There was no immediate response from Nocma spokesperson Raymond Likambale. However, Petroleum Importers Limited (PIL) general manager Martin Msimuko acknowledged the foreign exchange challenges faced by local transporters while maintaining that the company’s business model prioritises Malawian operators.

“On our part, we always prioritise local transporters to bring fuel into the country.
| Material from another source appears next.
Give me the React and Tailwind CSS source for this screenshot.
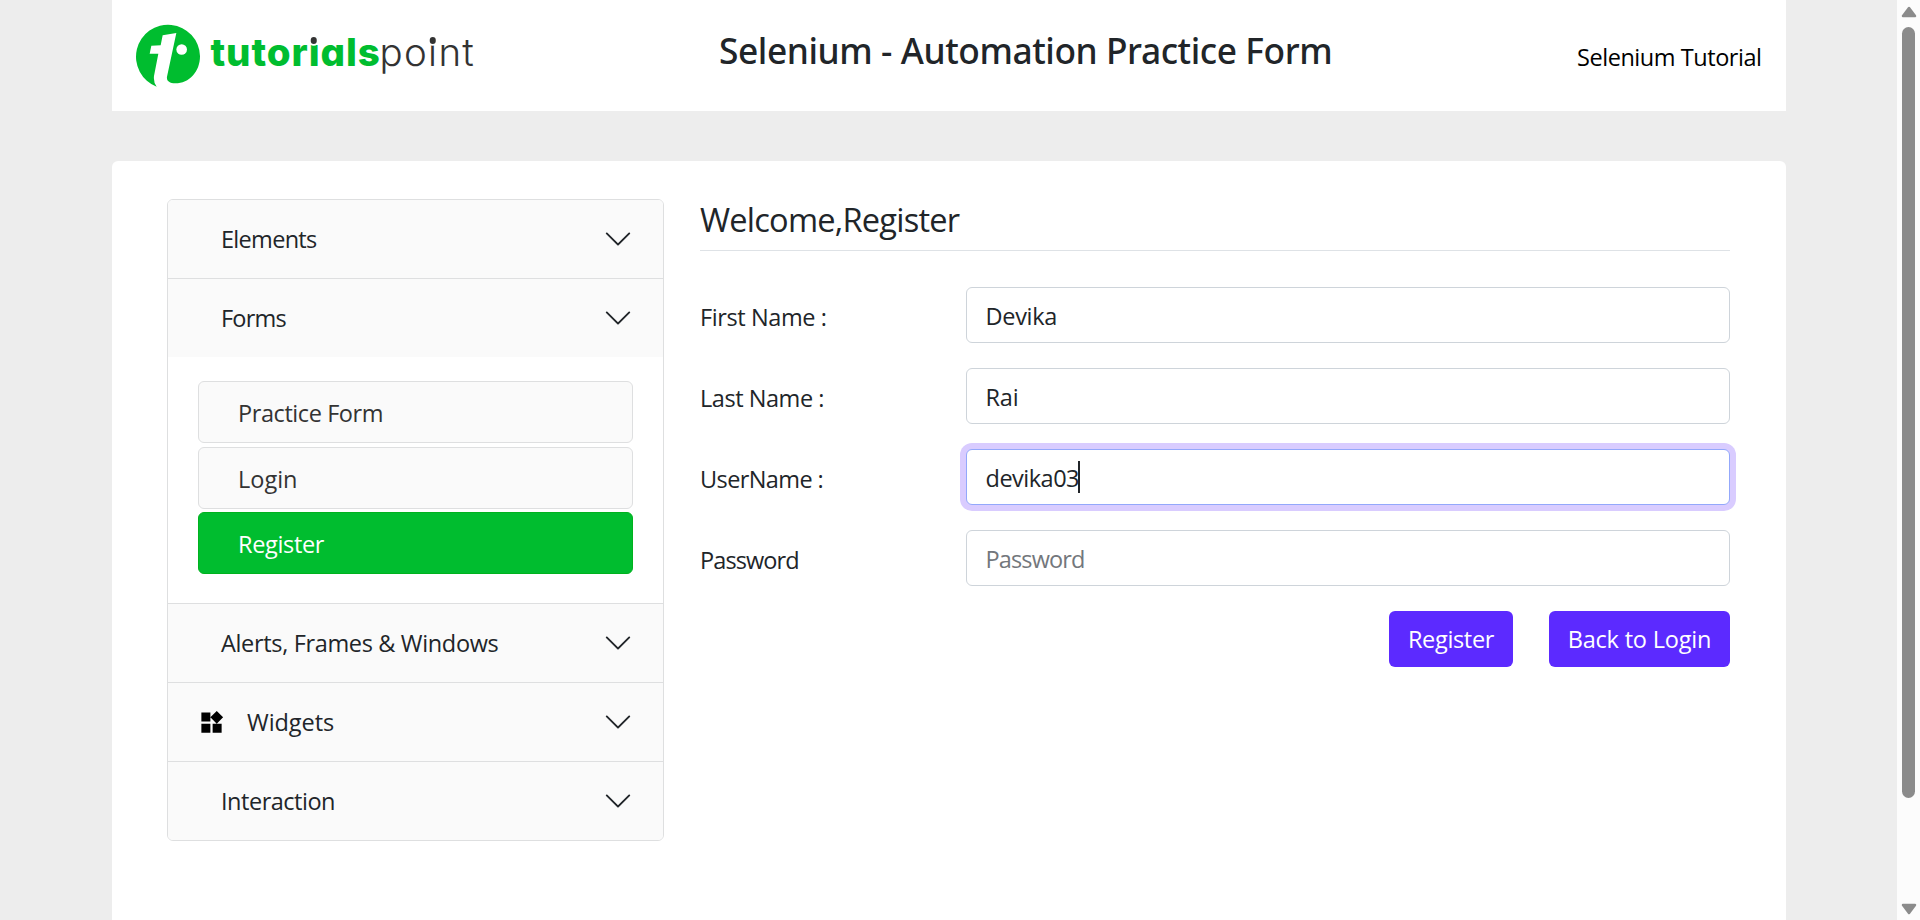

As for paying them in local currency, this is in line with national regulations, which require local procurement transactions to be conducted in kwacha.

“That is why foreign transporters are paid in foreign currency while local transporters are paid in local currency,” Msimuko said.

Truck Drivers Union of Malawi vice-president Francis Mkandawire said the union has registered numerous complaints with government and participated in several round-table discussions, but said no tangible solution has been reached.

Mera spokesperson Fitina Khonje previously said the regulator would continue engaging transporters on the matter.

“The agreed position will be shared with the media,” she said.

Between 2020 and 2024, local operators protested against the Delivered Duty Unpaid (DDU) system, which was used mainly by Tanzanian transporters to haul fuel into Malawi, arguing that it disadvantaged local operators.

In August 2024, the High Court of Malawi outlawed the DDU system in a case brought by the Fuel Tanker Operators Association.

In April 2026, Mera announced that it had resolved grievances raised by tanker truck drivers regarding their welfare by allocating 85 percent of contractual fuel volumes to Malawian transporters and establishing offices at loading ports.